Besides, she’d witnessed enough suffering and disappointment; he didn’t want to add one more thing to burden her shoulders. Not after he’d vowed to defend her against further woes. He would take the troubles on himself if only to spare her. One day he would tell her, as he’d promised honesty on their wedding day, but not until the storm had passed.
He gently slipped his hand out from hers in a move made to look like he was adjusting his hat. Her hand was too trusting, and the weight of such responsibility was more than he could bear. Glasgow’s gray cityscape passed in a blur outside the taxi window, but he saw only his failure in the eyes of a dead man. “Another time. Perhaps.”
Chapter 21
Svetlana eyed the bundles of laundry stacked in the corner of the cramped hovel and tried not to breathe through her nose. A cauldron bubbled over a fire in the center of the room, its pungent smoke wafting through a hole in the thatched roof.
“’Tis the peat that be givin’ off the smoke. Best not to keep yer eyes open too long without a blink, aye.” Mrs. Douglas, mistress of the hovel, busied herself at a rickety table set near the middle of the room. A plain woman with dark hair streaked in silver and creases lining her face, she wore the expression of a hard life, but she couldn’t have aged past forty.
“I have never heard of this peat. Is it common to Scotland?”
“We’ve it all over here in the bogs. All the dead ’uns scamperin’ or growin’ round get compressed right down together and sealed in tight with water, so they do. Good for heatin’. Burns long too.” Mrs. Douglas poured water into a teacup and stirred it with a wooden spoon. “Me man cuts peat for the distillery near Bothwell. Or did afore the war took his hand. They give him work when they can, but who be needin’ a one-handed man for cuttin’ and stackin’?”
“Too many of the returning soldiers find themselves in similar circumstances.”
“Aye. Go off to fight for king and country, they do—only their country canna use them no further when they get home. What thanks is that I ask ye after what they sacrificed?” Placing the cup and saucer on a wooden tray, Mrs. Douglas brought it to where Svetlana sat on a bench, the only seating in the room besides the bed crammed against the far wall. “Drink that right down, Yer Grace. Warm ye up, it will.”

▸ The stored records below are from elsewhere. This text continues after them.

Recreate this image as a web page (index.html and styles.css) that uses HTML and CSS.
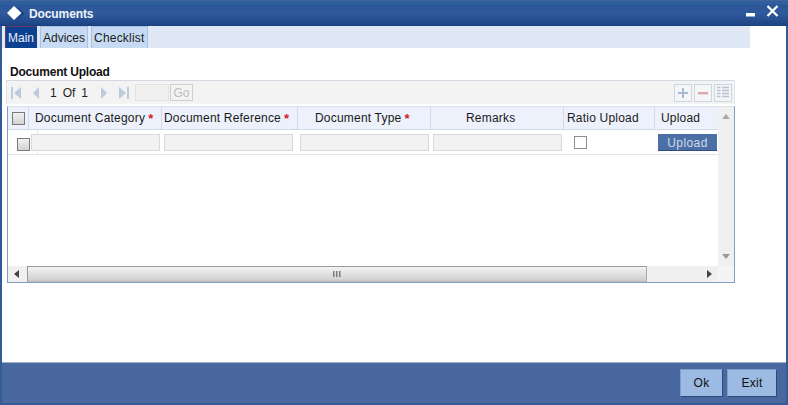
FILE: index.html
```html
<!DOCTYPE html>
<html lang="en">
<head>
<meta charset="utf-8">
<title>Documents</title>
<link rel="stylesheet" href="styles.css">
</head>
<body>
<div class="window">
  <header class="titlebar">
    <svg class="logo" width="18" height="15" viewBox="0 0 18 15"><path d="M9.500 1 L17.500 7.500 L9.500 14 L15 7.500 Z" fill="#123a72"/><path d="M7 0 L14.500 7 L7 14 L0 7 Z" fill="#fff"/></svg>
    <span class="title">Documents</span>
    <span class="controls">
      <svg class="min" width="10" height="4" viewBox="0 0 10 4"><rect width="9" height="3.500" y="0" fill="#fff"/></svg>
      <svg class="close" width="13" height="12" viewBox="0 0 13 12"><path d="M1.500 1 L11.500 11 M11.500 1 L1.500 11" stroke="#fff" stroke-width="2.200" fill="none"/></svg>
    </span>
  </header>
  <nav class="tabs">
    <span class="tab active">Main</span>
    <span class="tab">Advices</span>
    <span class="tab wide">Checklist</span>
  </nav>
  <main class="content">
    <h2 class="section">Document Upload</h2>
    <div class="toolbar">
      <svg class="nav first" width="10" height="12" viewBox="0 0 10 12"><rect x="0" y="0" width="2" height="12"/><path d="M10 0 V12 L3 6 Z"/></svg>
      <svg class="nav prev" width="6" height="12" viewBox="0 0 6 12"><path d="M6 0 V12 L0 6 Z"/></svg>
      <span class="pager one">1</span><span class="pager of">Of</span><span class="pager">1</span>
      <svg class="nav next" width="6" height="12" viewBox="0 0 6 12"><path d="M0 0 V12 L6 6 Z"/></svg>
      <svg class="nav last" width="10" height="12" viewBox="0 0 10 12"><path d="M0 0 V12 L7 6 Z"/><rect x="8" y="0" width="2" height="12"/></svg>
      <span class="page-input"></span>
      <span class="go">Go</span>
      <span class="tools">
        <span class="tool"><svg width="14" height="14" viewBox="0 0 14 14"><path d="M6 2 H8 V6 H12 V8 H8 V12 H6 V8 H2 V6 H6 Z" fill="#a9bad6"/></svg></span>
        <span class="tool"><svg width="14" height="14" viewBox="0 0 14 14"><rect x="2" y="6" width="10" height="2.400" fill="#dca8a8"/></svg></span>
        <span class="tool"><svg width="14" height="14" viewBox="0 0 14 14"><path d="M1 1.500 H4.500 M6 1.500 H13 M1 4.500 H4.500 M6 4.500 H13 M1 7.500 H4.500 M6 7.500 H13 M1 10.500 H4.500 M6 10.500 H13" stroke="#b5c1d4" stroke-width="1.500" fill="none"/></svg></span>
      </span>
    </div>
    <div class="grid-box">
      <div class="grid-top">
        <div class="grid-main">
          <div class="row head">
            <div class="cell check-cell"><span class="checkbox grey"></span></div>
            <div class="cell pad-cat">Document Category<b class="req">*</b></div>
            <div class="cell pad-ref">Document Reference<b class="req">*</b></div>
            <div class="cell pad-type">Document Type<b class="req">*</b></div>
            <div class="cell pad-rem">Remarks</div>
            <div class="cell pad-ratio">Ratio Upload</div>
            <div class="cell pad-up">Upload</div>
          </div>
          <div class="row body">
            <div class="cell check-cell"><span class="checkbox grey"></span></div>
            <div class="cell"><span class="input"></span></div>
            <div class="cell"><span class="input"></span></div>
            <div class="cell"><span class="input"></span></div>
            <div class="cell"><span class="input"></span></div>
            <div class="cell ratio"><span class="checkbox"></span></div>
            <div class="cell up"><span class="upload">Upload</span></div>
          </div>
        </div>
        <div class="vscroll">
          <svg width="8" height="5" viewBox="0 0 8 5"><path d="M4 0 L8 5 H0 Z" fill="#aaa"/></svg>
          <svg width="8" height="5" viewBox="0 0 8 5"><path d="M4 5 L8 0 H0 Z" fill="#999"/></svg>
        </div>
      </div>
      <div class="hscroll">
        <span class="arrow-l"><svg width="5" height="8" viewBox="0 0 5 8"><path d="M0 4 L5 0 V8 Z" fill="#444"/></svg></span>
        <span class="thumb"><span class="grip">III</span></span>
        <span class="arrow-r"><svg width="5" height="8" viewBox="0 0 5 8"><path d="M5 4 L0 0 V8 Z" fill="#444"/></svg></span>
        <span class="corner"></span>
      </div>
    </div>
  </main>
  <footer class="footer">
    <button class="btn ok">Ok</button>
    <button class="btn exit">Exit</button>
  </footer>
</div>
</body>
</html>
```
FILE: styles.css
```css
* { box-sizing: border-box; }
html, body { margin: 0; padding: 0; }
body { width: 788px; height: 405px; overflow: hidden; background: #fff; font-family: "Liberation Sans", Arial, sans-serif; font-size: 12px; color: #1a1a1a; }
.window { width: 788px; height: 405px; display: flex; flex-direction: column; border: solid #335c96; border-width: 0 2px 2px 2px; }
.titlebar { height: 26px; margin: 0 -2px; padding: 5px 9px 0 7px; display: flex; align-items: flex-start; background: linear-gradient(#2f5e9f 0, #2f5e9f 3px, #2a5696 4px, #2f5a9c 12px, #1d4585 24px, #12336a 26px); border-top: 1px solid #41659c; }
.title { margin-left: 4px; font-size: 12px; line-height: 16px; font-weight: bold; letter-spacing: -0.1px; color: #eef2f8; }
.controls { margin-left: auto; display: flex; align-items: flex-start; gap: 10px; }
.min { margin-top: 7px; }
.close { margin-top: -1px; }
.tabs { width: 748px; height: 22px; display: flex; gap: 3px; padding-left: 3px; background: #e1e8f5; }
.tab { height: 22px; padding: 0 2px; line-height: 23px; font-size: 12px; background: #c6daf3; border: solid #a8c2e2; border-width: 1px 1px 0 1px; color: #1c1c1c; }
.tab.wide { letter-spacing: 0.2px; }
.tab.active { width: 32px; background: #0c4191; color: #e9eff8; border-color: #6a3b62 #0c4191 #0c4191 #6a3b62; }
.content { flex: 1; padding: 0 0 0 4px; background: #fff; }
.section { margin: 0 0 0 4px; height: 32px; padding-top: 17px; font-size: 12px; line-height: 14px; font-weight: bold; letter-spacing: -0.2px; color: #111; }
.toolbar { width: 729px; height: 24px; display: flex; align-items: center; padding-left: 4px; background: #f3f3f3; border-top: 1px solid #d3d8e2; border-left: 1px solid #e4e7ec; border-right: 1px solid #e4e7ec; }
.nav { fill: #bccade; flex: none; }
.prev { margin-left: 12px; }
.pager { font-size: 12px; line-height: 14px; padding-top: 1px; color: #222; margin-left: 6px; }
.pager.one { margin-left: 11px; }
.pager.of { margin-left: 6px; }
.next { margin-left: 13px; }
.last { margin-left: 12px; }
.page-input { width: 34px; height: 17px; margin-left: 6px; background: #f0f0f0; border: 1px solid #e2e2e2; }
.go { width: 23px; height: 17px; margin-left: 1px; font-size: 12px; line-height: 16px; text-align: center; color: #bdbdbd; background: #f3f3f3; border: 1px solid #cfcfcf; }
.tools { margin-left: auto; margin-right: 2px; display: flex; gap: 2px; }
.tool { width: 18px; height: 18px; display: flex; align-items: center; justify-content: center; border: 1px solid #ced6e2; background: #f5f5f5; }
.grid-box { width: 728px; height: 177px; margin: 2px 0 0 1px; display: flex; flex-direction: column; border: 1px solid #7f9fc4; border-top-color: #d8e0ec; }
.grid-top { flex: 1; display: flex; min-height: 0; }
.grid-main { width: 710px; }
.row { display: grid; grid-template-columns: 21px 133px 136px 133px 133px 91px 63px; }
.head { height: 23px; background: #edf1fb; border-bottom: 1px solid #d3d9e6; }
.head .cell { display: flex; align-items: center; line-height: 14px; letter-spacing: 0.2px; border-right: 1px solid #d3d9e6; font-size: 12px; }
.head .cell:last-child { border-right: 0; }
.head .check-cell { padding-left: 4px; }
.pad-cat { padding-left: 6px; }
.pad-ref { padding-left: 2px; }
.pad-type { padding-left: 17px; }
.pad-rem { padding-left: 35px; }
.pad-ratio { padding-left: 3px; }
.pad-up { padding-left: 6px; }
.req { color: #d41a2a; font-weight: bold; margin-left: 3px; font-size: 13px; position: relative; top: 1px; }
.body { height: 25px; border-bottom: 1px solid #dfe4ee; background: linear-gradient(#e6eaf2, #e6eaf2) 29px 0 / 1px 100% no-repeat; }
.body .cell { display: flex; align-items: center; padding-left: 2px; }
.body .check-cell { padding: 4px 0 0 9px; }
.body .ratio { padding: 1px 0 0 10px; }
.body .up { padding-left: 3px; }
.checkbox { display: block; flex: none; width: 13px; height: 13px; background: #fff; border: 1px solid #8f8f8f; }
.checkbox.grey { background: linear-gradient(#f2f2f2, #d2d2d2); border-color: #7a7a7a; }
.input { display: block; width: 129px; height: 17px; background: #f2f2f2; border: 1px solid #d8d8d8; }
.upload { display: block; width: 59px; height: 17px; font-size: 12px; line-height: 19px; letter-spacing: 0.4px; text-align: center; color: #cfdaea; background: #4c6fa6; border-bottom: 1px solid #2d4d80; }
.vscroll { width: 16px; display: flex; flex-direction: column; justify-content: space-between; align-items: center; padding: 7px 0 7px; background: #f0f0f0; }
.hscroll { height: 16px; display: flex; align-items: stretch; background: #f0f0f0; }
.arrow-l { width: 19px; display: flex; align-items: center; justify-content: center; padding-right: 3px; }
.thumb { width: 620px; display: flex; align-items: center; justify-content: center; background: linear-gradient(#f3f3f3, #d4d4d4 85%, #c8c8c8); border: 1px solid #9a9a9a; border-bottom-color: #bbb; border-right-color: #aaa; }
.grip { font-size: 9px; line-height: 9px; letter-spacing: 0.5px; color: #333; }
.arrow-r { width: 70px; display: flex; align-items: center; justify-content: flex-end; padding-right: 5px; }
.corner { flex: 1; background: #f4f4f4; }
.footer { height: 41px; display: flex; justify-content: flex-end; align-items: flex-start; gap: 4px; padding: 6px 9px 0 0; background: #49689f; border-top: 1px solid #9db1cf; }
.btn { height: 28px; padding: 0; font-family: inherit; font-size: 12px; font-weight: normal; letter-spacing: 0.3px; color: #111; background: #9dbbe2; border: 1px solid; border-color: #7f9fca #2e4a75 #2e4a75 #7f9fca; }
.ok { width: 43px; }
.exit { width: 50px; }
```
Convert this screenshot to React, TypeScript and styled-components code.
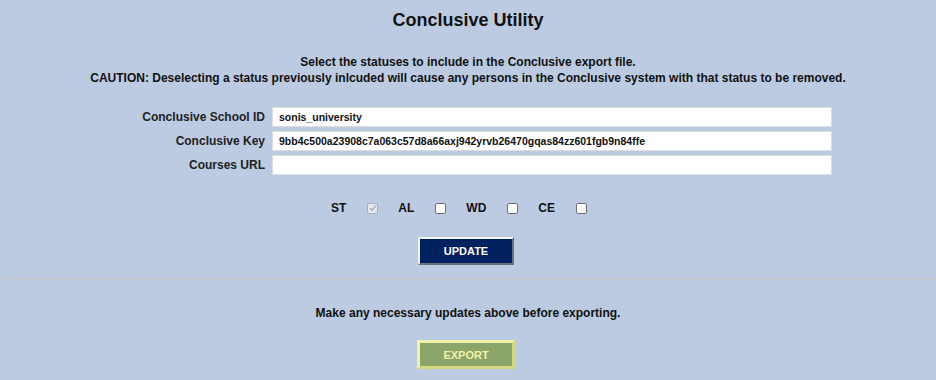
import React from "react";
import styled, { createGlobalStyle } from "styled-components";

const Global = createGlobalStyle`
  html, body { margin: 0; padding: 0; background: #bccbe2; }
  body { font-family: "Liberation Sans", Arial, sans-serif; color: #111; }
`;

const Page = styled.div`
  width: 936px;
  height: 380px;
  background: #bccbe2;
  display: flex;
  flex-direction: column;
  align-items: stretch;
  overflow: hidden;
`;

const Title = styled.h1`
  margin: 0;
  padding-top: 10px;
  font-size: 18px;
  line-height: 21px;
  font-weight: bold;
  text-align: center;
  color: #111;
`;

const Notice = styled.p`
  margin: 0;
  padding-top: 23px;
  font-size: 12px;
  line-height: 16px;
  font-weight: bold;
  text-align: center;
  color: #111;
`;

const Form = styled.div`
  display: grid;
  grid-template-columns: 265px 560px;
  column-gap: 7px;
  row-gap: 4px;
  margin-top: 21px;
  align-items: center;
`;

const Label = styled.label`
  text-align: right;
  font-size: 12px;
  font-weight: bold;
  color: #222;
`;

const Field = styled.div`
  height: 20px;
  box-sizing: border-box;
  background: #fff;
  border: 1px solid #dcdcdc;
  padding: 0 6px;
  font-size: 10.5px;
  font-weight: bold;
  line-height: 18px;
  color: #111;
  white-space: nowrap;
  overflow: hidden;
`;

const Statuses = styled.div`
  display: flex;
  justify-content: center;
  align-items: center;
  gap: 20px;
  margin-top: 25px;
  padding-right: 18px;
  height: 16px;
`;

const Status = styled.div`
  display: flex;
  align-items: center;
  font-size: 12px;
  font-weight: bold;
  color: #111;
  gap: 21px;
`;

const Box = styled.span<{ $checked?: boolean }>`
  display: inline-flex;
  align-items: center;
  justify-content: center;
  width: 11px;
  height: 11px;
  box-sizing: border-box;
  border: 1px solid ${(p) => (p.$checked ? "#a8aeb8" : "#6e6e6e")};
  border-radius: 2px;
  background: ${(p) => (p.$checked ? "#e4e8ee" : "#fff")};
`;

const ButtonRow = styled.div<{ $top: number }>`
  display: flex;
  justify-content: center;
  padding-right: 4px;
  margin-top: ${(p) => p.$top}px;
`;

const Button = styled.button<{ $variant: "update" | "export" }>`
  width: ${(p) => (p.$variant === "update" ? 96 : 98)}px;
  height: ${(p) => (p.$variant === "update" ? 28 : 29)}px;
  box-sizing: border-box;
  font-family: "Liberation Sans", Arial, sans-serif;
  font-size: 11px;
  font-weight: bold;
  cursor: pointer;
  padding: 0;
  ${(p) =>
    p.$variant === "update"
      ? `
    background: #002060;
    color: #fff;
    border: 2px solid;
    border-color: #f4f4f4 #6b6f78 #6b6f78 #f4f4f4;
  `
      : `
    background: #8ca56b;
    color: #f2f2a6;
    border: 3px solid;
    border-color: #f0f3a8 #d3d97e #d3d97e #f0f3a8;
  `}
`;

const Divider = styled.hr`
  margin: 13px 0 0 3px;
  border: none;
  border-top: 2px solid #c3c7cf;
  height: 0;
`;

const ExportNote = styled.p`
  margin: 0;
  padding-top: 25px;
  font-size: 12px;
  line-height: 16px;
  font-weight: bold;
  text-align: center;
  color: #111;
`;

const Check = () => (
  <svg width="8" height="8" viewBox="0 0 8 8">
    <path d="M1 4.2 L3 6.2 L7 1.6" fill="none" stroke="#9aa2ae" strokeWidth="1.1" />
  </svg>
);

const statuses = [
  { code: "ST", checked: true },
  { code: "AL", checked: false },
  { code: "WD", checked: false },
  { code: "CE", checked: false },
];

export default function App() {
  return (
    <Page>
      <Global />
      <Title>Conclusive Utility</Title>
      <Notice>
        Select the statuses to include in the Conclusive export file.
        <br />
        CAUTION: Deselecting a status previously inlcuded will cause any persons in the Conclusive system with that status to be removed.
      </Notice>
      <Form>
        <Label>Conclusive School ID</Label>
        <Field>sonis_university</Field>
        <Label>Conclusive Key</Label>
        <Field>9bb4c500a23908c7a063c57d8a66axj942yrvb26470gqas84zz601fgb9n84ffe</Field>
        <Label>Courses URL</Label>
        <Field />
      </Form>
      <Statuses>
        {statuses.map((s) => (
          <Status key={s.code}>
            <span>{s.code}</span>
            <Box $checked={s.checked}>{s.checked && <Check />}</Box>
          </Status>
        ))}
      </Statuses>
      <ButtonRow $top={21}>
        <Button $variant="update">UPDATE</Button>
      </ButtonRow>
      <Divider />
      <ExportNote>Make any necessary updates above before exporting.</ExportNote>
      <ButtonRow $top={19}>
        <Button $variant="export">EXPORT</Button>
      </ButtonRow>
    </Page>
  );
}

The lady hadn’t poured a cup for herself. The few pieces of mismatched bowls and plates sitting on a shelf behind the table suggested the teacup was the only one of its kind in this humble abode. Though chipped on one side, great care had gone into painting little purple flowers on the sides.
“What beautiful artistry.”
Pink brightened Mrs. Douglas’s rough cheeks. “Me mam was fine with a brush. A real talent she passed on to my lassies.”
Svetlana took a sip of the tea. Mrs. Douglas hovered anxiously. Svetlana swallowed and forced a smile so as not to insult her gracious hostess. “What an unusual flavor.”
“’Tis heather. Same as painted on the cup. A great many uses here in Scotland.”
Svetlana took another polite sip. It wasn’t terrible, but it wasn’t the sophisticated Russian taste she was accustomed to. Like so many other things, it was a difference she needed to learn and accept if she had any chance of being received in the community.
“I find myself amazed at the never-ending resourcefulness of the Scots. Russians tend to limit our creativity to music, dance, and architecture.”
“Been an age since anyone had reason to dance ’round here. Too busy survivin’. ’Twas lucky enough, I was, to take on extra services as a laundress.” Mrs. Douglas hooked her thumb at the piles of laundry. “And me man returned. Not all the wives can say as much.”
“Are the widows able to find work?”
“Some, aye, but not enough for the little mouths they need to feed. Many of them were forced to be givin’ up their jobs to the returnin’ men. I suppose ’tis the way, but some of the lasses don’t want to be returnin’ to the kitchen now they’ve a taste of the freedom.”
“It sounds as if they need opportunities to earn their own way. Especially if they are left as the sole provider for a family.”
“Aye, but take Katie MacKinnon livin’ three doors down. Her man came back, or what’s left of him, and now she’s tendin’ the bairns and him. Savin’ every coin she can to pay for his medical bills whilst hirin’ herself out as a scullery maid down at the pub.”
The back door banged open and in shrieked a pandemonium of four dark-haired children under the age of ten. Like hounds to the scent, they rounded the table and fell on the gift basket Svetlana had brought.
“Out, ye wee rascals! None of that for ye at the now.” Mrs. Douglas tried to shoo them away, but the children ignored her as they tore into wrapped sweets.